Different Strokes 

Multi-genre artist Shen Wei stages modern dance concert and art exhibition in Tucson

click to enlarge Shen Wei’s interpretation of “Rite of Spring” in a modern context.

Bruce R. Freeley

Shen Wei’s interpretation of “Rite of Spring” in a modern context.

Over at the Tucson Museum of Art, Shen Wei is exhibiting five large action paintings, all of them alive with movement. Sweeping strokes of paint in black, white and gray dance over the canvases, creating abstract curves and hollows and passages of dark and light.

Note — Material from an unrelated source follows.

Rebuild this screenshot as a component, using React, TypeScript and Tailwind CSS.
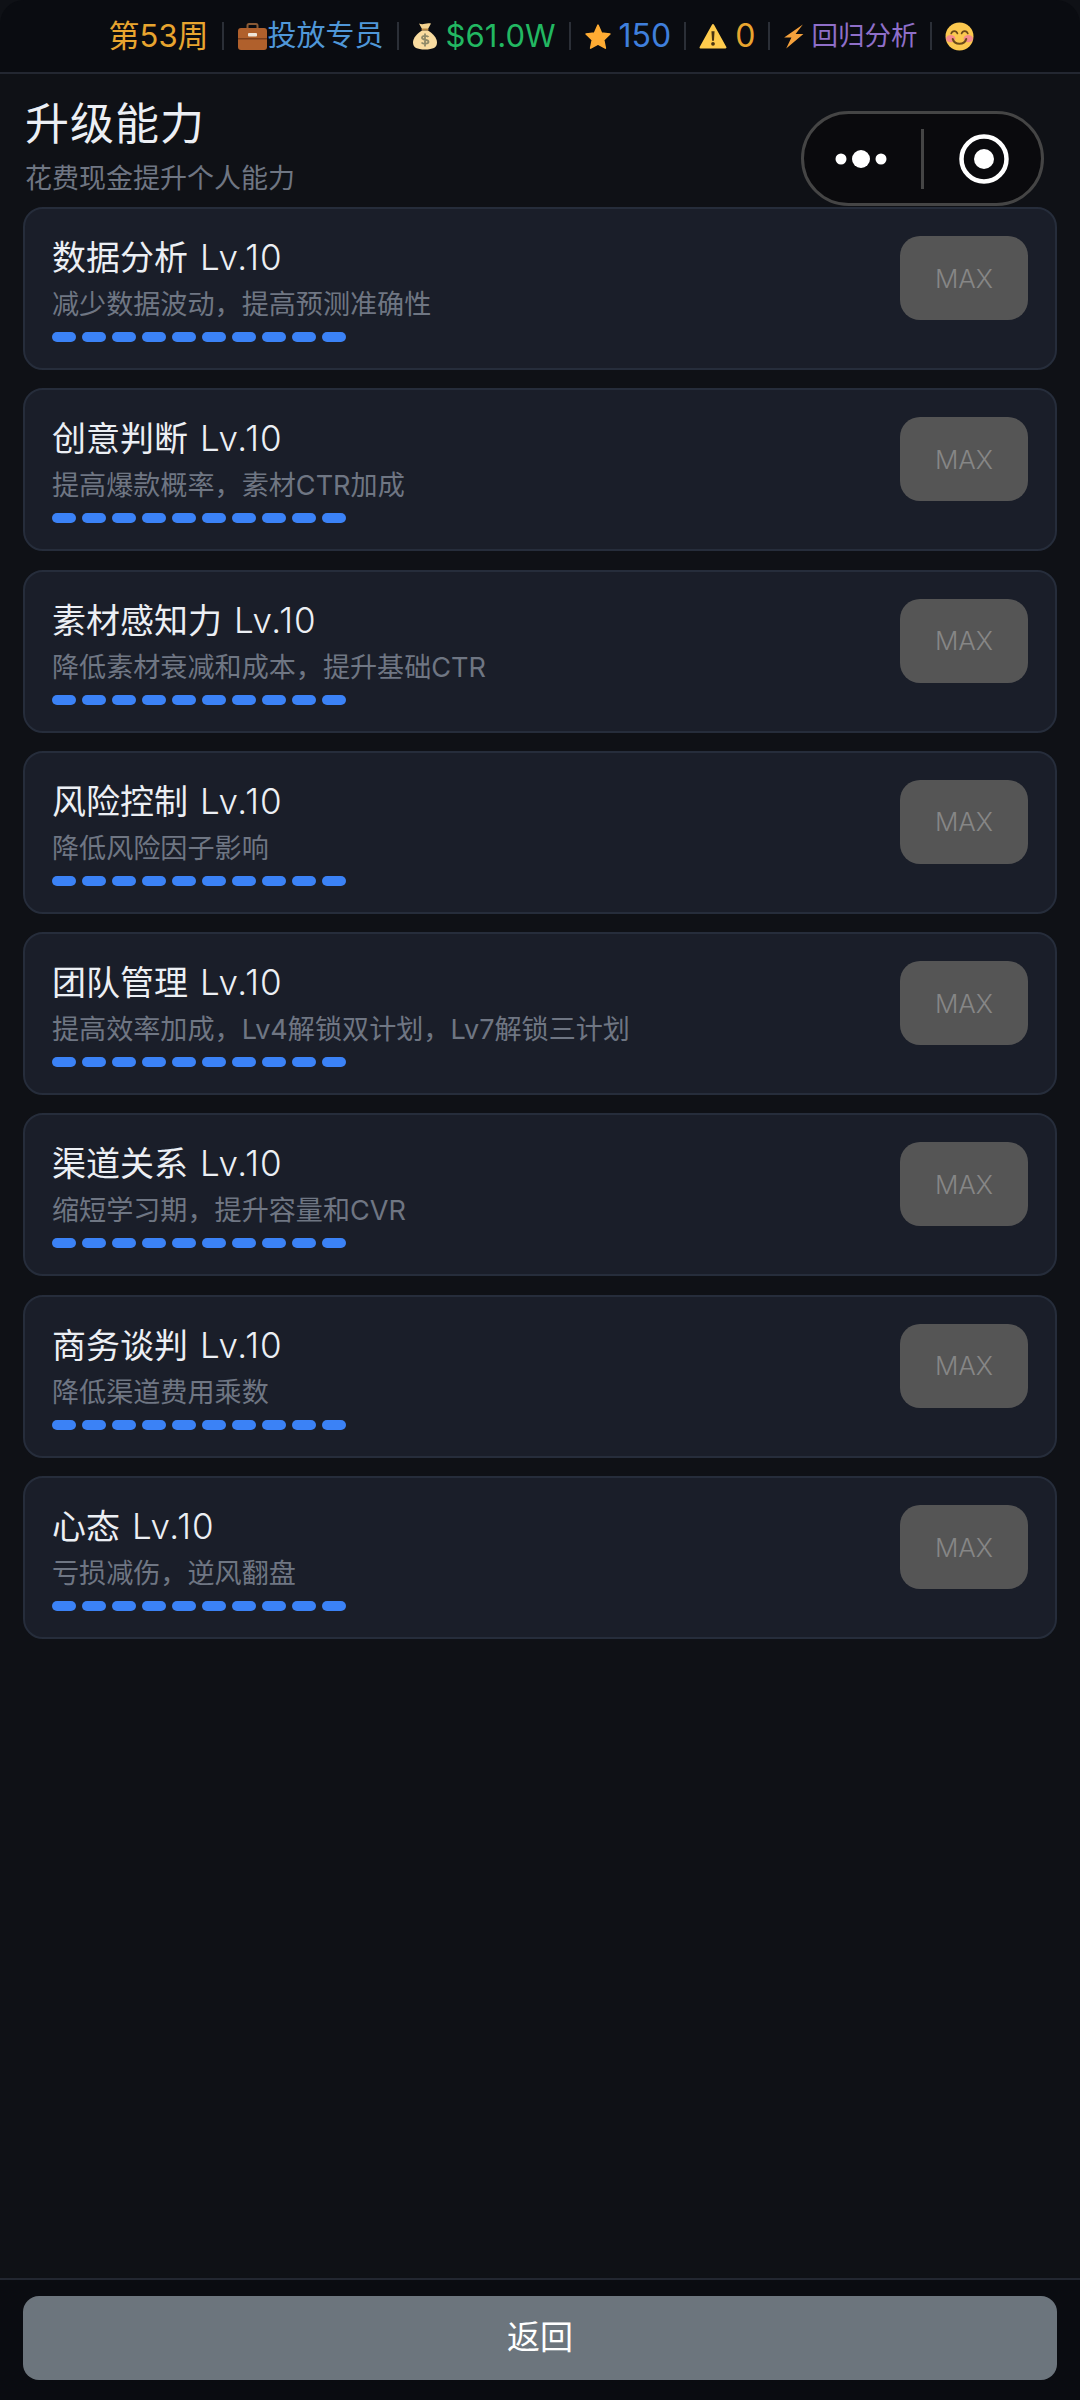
const skills = [
  { name: "数据分析", desc: "减少数据波动，提高预测准确性" },
  { name: "创意判断", desc: "提高爆款概率，素材CTR加成" },
  { name: "素材感知力", desc: "降低素材衰减和成本，提升基础CTR" },
  { name: "风险控制", desc: "降低风险因子影响" },
  { name: "团队管理", desc: "提高效率加成，Lv4解锁双计划，Lv7解锁三计划" },
  { name: "渠道关系", desc: "缩短学习期，提升容量和CVR" },
  { name: "商务谈判", desc: "降低渠道费用乘数" },
  { name: "心态", desc: "亏损减伤，逆风翻盘" },
];

const segments = [0, 1, 2, 3, 4, 5, 6, 7, 8, 9];

function Divider() {
  return <span className="h-[28px] w-[2px] shrink-0 bg-[#2b2f37]" />;
}

function Briefcase() {
  return (
    <svg width="31" height="30" viewBox="0 0 30 30" className="shrink-0">
      <path d="M10 8V4.500A1.500 1.500 0 0 1 11.500 3h7A1.500 1.500 0 0 1 20 4.500V8" fill="none" stroke="#8a5a35" strokeWidth="2" />
      <rect x="0.500" y="7" width="29" height="22" rx="3" fill="#b0602c" />
      <rect x="0.500" y="17" width="29" height="1.500" fill="#7c3f1c" />
      <rect x="10.500" y="12" width="9" height="3.500" rx="1" fill="#efe6da" />
    </svg>
  );
}

function MoneyBag() {
  return (
    <svg width="26" height="28" viewBox="0 0 26 28" className="shrink-0">
      <path d="M7 1.500c2 1 4 1 6 .3 2-.7 4-.7 6-.3l-3 5.500h-6z" fill="#f5d490" />
      <rect x="9.500" y="6.500" width="7" height="2" rx="1" fill="#b5853f" />
      <path d="M10 8.500h6C21 11.500 25 16 25 20.500c0 5-4 7-12 7s-12-2-12-7C1 16 5 11.500 10 8.500z" fill="#f9dca0" />
      <path d="M16.500 15c-1-1.500-6.500-1.700-6.500.8 0 2.700 6.500 1.200 6.500 4 0 2.500-5.500 2.400-7 .7M13 11.500v13" fill="none" stroke="#8f8a68" strokeWidth="1.800" />
    </svg>
  );
}

function Star() {
  return (
    <svg width="28" height="27" viewBox="0 0 27 26" className="shrink-0">
      <path
        d="M13.500 2l3.400 7.600 8.100 1-6 5.600 1.600 8-7.100-4-7.100 4 1.600-8-6-5.600 8.100-1z"
        fill="#ffac33"
        stroke="#ffac33"
        strokeWidth="1.500"
        strokeLinejoin="round"
      />
    </svg>
  );
}

function Warning() {
  return (
    <svg width="28" height="26" viewBox="0 0 27 25" className="shrink-0">
      <path d="M13.500 2L25.500 23.500H1.500z" fill="#ffcc4d" stroke="#ffcc4d" strokeLinejoin="round" strokeWidth="2" />
      <path d="M12 8h3l-.6 9h-1.800z" fill="#4a3512" />
      <circle cx="13.500" cy="20" r="1.800" fill="#4a3512" />
    </svg>
  );
}

function Bolt() {
  return (
    <svg width="21" height="25" viewBox="0 0 20 24" className="shrink-0">
      <path d="M19 0.500L1 13h7L3 23.500 19.500 9.500H12z" fill="#f5a13c" />
    </svg>
  );
}

function Smiley() {
  return (
    <svg width="29" height="29" viewBox="0 0 28 28" className="shrink-0">
      <circle cx="14" cy="14" r="13.500" fill="#fbc84f" />
      <ellipse cx="5.500" cy="16" rx="4.500" ry="3.500" fill="#f58c8c" />
      <ellipse cx="22.500" cy="16" rx="4.500" ry="3.500" fill="#f58c8c" />
      <path d="M6 11c1-3 5-3 6 0M16 11c1-3 5-3 6 0" fill="none" stroke="#6b4a1a" strokeWidth="1.600" strokeLinecap="round" />
      <path d="M7.500 16.500c2 6 11 6 13 0" fill="none" stroke="#6b4a1a" strokeWidth="2" strokeLinecap="round" />
    </svg>
  );
}

function SkillCard({ name, desc }: { name: string; desc: string }) {
  return (
    <div className="flex h-[163px] items-start justify-between rounded-[20px] border-2 border-[#262d3b] bg-[#1a1e29] px-[27px] pt-[26px]">
      <div className="min-w-0">
        <p className="text-[34px] leading-[44px] text-[#eceff4]">
          {name}
          <span className="ml-[12px] text-[35px] font-light tracking-[1px]">Lv.10</span>
        </p>
        <p className="mt-[7px] text-[27.100px] leading-[36px] text-[#6f7683]">{desc}</p>
        <div className="mt-[9px] flex gap-[6px]">
          {segments.map((i) => (
            <span key={i} className="h-[10px] w-[24px] rounded-[5px] bg-[#3b82f6]" />
          ))}
        </div>
      </div>
      <button
        type="button"
        className="mt-[1px] flex h-[84px] w-[128px] shrink-0 items-center justify-center rounded-[20px] bg-[#555555] text-[26px] font-light text-[#868686]"
      >
        MAX
      </button>
    </div>
  );
}

export default function App() {
  return (
    <div
      className="relative flex h-[2400px] w-[1080px] flex-col overflow-hidden bg-[#0f1116]"
      style={{ fontFamily: '"Inter", "Noto Sans CJK SC", sans-serif' }}
    >
      <header className="flex h-[74px] shrink-0 items-center justify-center gap-[13px] rounded-t-[24px] border-b-2 border-[#232731] bg-[#0a0c11] pl-[3px] text-[29px]">
        <span className="text-[31px] text-[#e8a52f]">第53周</span>
        <Divider />
        <span className="flex items-center text-[#4f97d8]">
          <Briefcase />
          投放专员
        </span>
        <Divider />
        <span className="flex items-center gap-[8px] text-[31px] text-[#22b862]">
          <MoneyBag />
          $61.0W
        </span>
        <Divider />
        <span className="flex items-center gap-[7px] text-[32px] text-[#3f7fdc]">
          <Star />
          150
        </span>
        <Divider />
        <span className="flex items-center gap-[8px] text-[32px] text-[#e8a52f]">
          <Warning />0
        </span>
        <Divider />
        <span className="flex items-center gap-[7px] text-[26.500px] text-[#8f6fc9]">
          <Bolt />
          回归分析
        </span>
        <Divider />
        <Smiley />
      </header>

      <div className="shrink-0 pl-[25px] pt-[22px]">
        <h1 className="text-[44px] font-normal leading-[56px] tracking-[1px] text-[#eceff4]">升级能力</h1>
        <p className="mt-[9px] text-[27px] leading-[36px] text-[#6f7683]">花费现金提升个人能力</p>
      </div>

      <div className="absolute left-[801px] top-[111px] flex h-[95px] w-[243px] items-center rounded-full border-[3px] border-[#454545] bg-[#0a0a0d]">
        <svg width="237" height="89" viewBox="0 0 237 89">
          <circle cx="37" cy="45" r="5.500" fill="#fff" />
          <circle cx="57" cy="45" r="9" fill="#fff" />
          <circle cx="77" cy="45" r="5.500" fill="#fff" />
          <rect x="117" y="15" width="3" height="60" fill="#454545" />
          <circle cx="180" cy="45" r="22.500" fill="none" stroke="#fff" strokeWidth="4.500" />
          <circle cx="180" cy="45" r="10" fill="#fff" />
        </svg>
      </div>

      <main className="flex min-h-0 flex-1 flex-col gap-[18.300px] px-[23px] pt-[10px]">
        {skills.map((skill) => (
          <SkillCard key={skill.name} name={skill.name} desc={skill.desc} />
        ))}
      </main>

      <footer className="flex h-[122px] shrink-0 flex-col border-t-2 border-[#232731] bg-[#0a0c11] px-[23px] pt-[16px]">
        <button
          type="button"
          className="flex h-[84px] w-full items-center justify-center rounded-[16px] bg-[#6c757d] text-[33px] text-white"
        >
          返回
        </button>
      </footer>
    </div>
  );
}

At Centennial Hall on Sunday, Nov. 22, the dancers of Shen Wei Dance Arts will take those painterly moves onto the stage in a concert of Shen Wei's modern choreography. Hailed by critics as "enigmatic" and "dream-like," Shen Wei's lyrical works are performed by dancers dressed in brilliant red or monochromatic gray. One writer has called his dances "a painter's gift."

This choreographer of painterly dances—and painter of action art—grew up immersed in traditional Chinese arts as the child of opera artists in Hunan province of China.

"My father was a director, writer, actor and designer," Shen Wei, 47, said by phone last week from his home base in New York. "My mother would produce and manage the wardrobe. As a kid in this environment, you listen to the music and see the performances."

By the age of 6, Shen Wei made appearances in the operas, and by 9, he began formal training and became a regular performer.

"I sang and spoke and acted" in the operas, he said.

At the same time, outside his opera work, he studied traditional Chinese painting and calligraphy.

"Traditional Chinese art is done with a brush, but there are a lot of rules," Likewise, the movement he learned in Chinese opera was more rigid.

"At 15, I got interested in western art and that led to an interest in western performance and contemporary dance. My new idea was to make new work for modern dance rather than to follow tradition and rules."

When Shen Wei was 21, he went to Guangdong Dance Academy, the first modern dance school in China. In a program organized by the American Dance Festival, he trained with teachers sent to China by the great modern dance troupes in New York, including the Martha Graham, José Limón and Merce Cunningham companies.

"I made an effort to really learn modern dance. After 11 years of Chinese opera, it felt like the opposite," he says.

Within two years, Shen Wei co-founded Guangdong Modern Dance Company—China's first modern troupe, but he left China more or less permanently in 1995 after winning a full scholarship to study in New York with Nickolais/Louis Dance Lab. He was immediately invited to choreograph new work at the American Dance Festival in North Carolina. By 2000, he created his own company, Shen Wei Dance Arts.

In the 15 years since, Shen Wei has toured his company around the world to much acclaim, and picked up more than a few prizes, including the MacArthur "Genius Grant" and a Guggenheim Fellowship. China tapped him to be co-choreographer for the opening ceremony of the Beijing Olympics in 2008, which was a spectacle with a cast of thousands that attracted at least a billion TV viewers world-wide.

For the Sunday concert at Centennial Hall (the troupe's first-ever performance in Tucson), Shen Wei has selected two works that date back to the earliest years of Shen Wei Dance Arts.

"The Rite of Spring," from 2003, is a re-imagining of the 1913 work choreographed by Nijinksy to a score by Stravinsky. In Shen Wei's version, the mythical narrative is banished, replaced by abstract dances performed by a cast of 15. The grandiose costumes are dispensed with as well, in favor of simple dance togs in plain black, gray and white. And instead of a full orchestral score, the Stravinsky music is rendered by a piano solo, via a recording by Fazil Say(cq).

"Folding," an even earlier work, from 2000, took Shen Wei back to China. He created the piece of his old company, Guangdong. The movement was inspired by Shen Wei's fascination with the "simple action of folding: of paper, fabric, flesh." The women in the company are dressed in flowing skirts; the fabric trails behind them as they move across the stage and settles into folds when the dancers alight on the floor. The 35-minute work with 15 dancers is danced to traditional Tibetan Buddhist Mahakala chants and contemporary music by John Tavener(cq).

Shen Wei also continues to paint, he said, and hopes to visit his own show at the Tucson Museum of Art while he's here.

"What I'm doing now in art," he says, "combines the Chinese teaching and tradition with Western influence. My paintings have a connection to Chinese art in a spiritual way.

"Every year I make a new dance for the company, and every evening after rehearsal I go to my painting studio."

The studio is at a distance from Shen Wei's New York home. He has to travel on the PATH train to New Jersey to get there and then back, but he believes it's worth the effort. 

 "I don't have a family, kids or babies," he said. "I do have time to do this."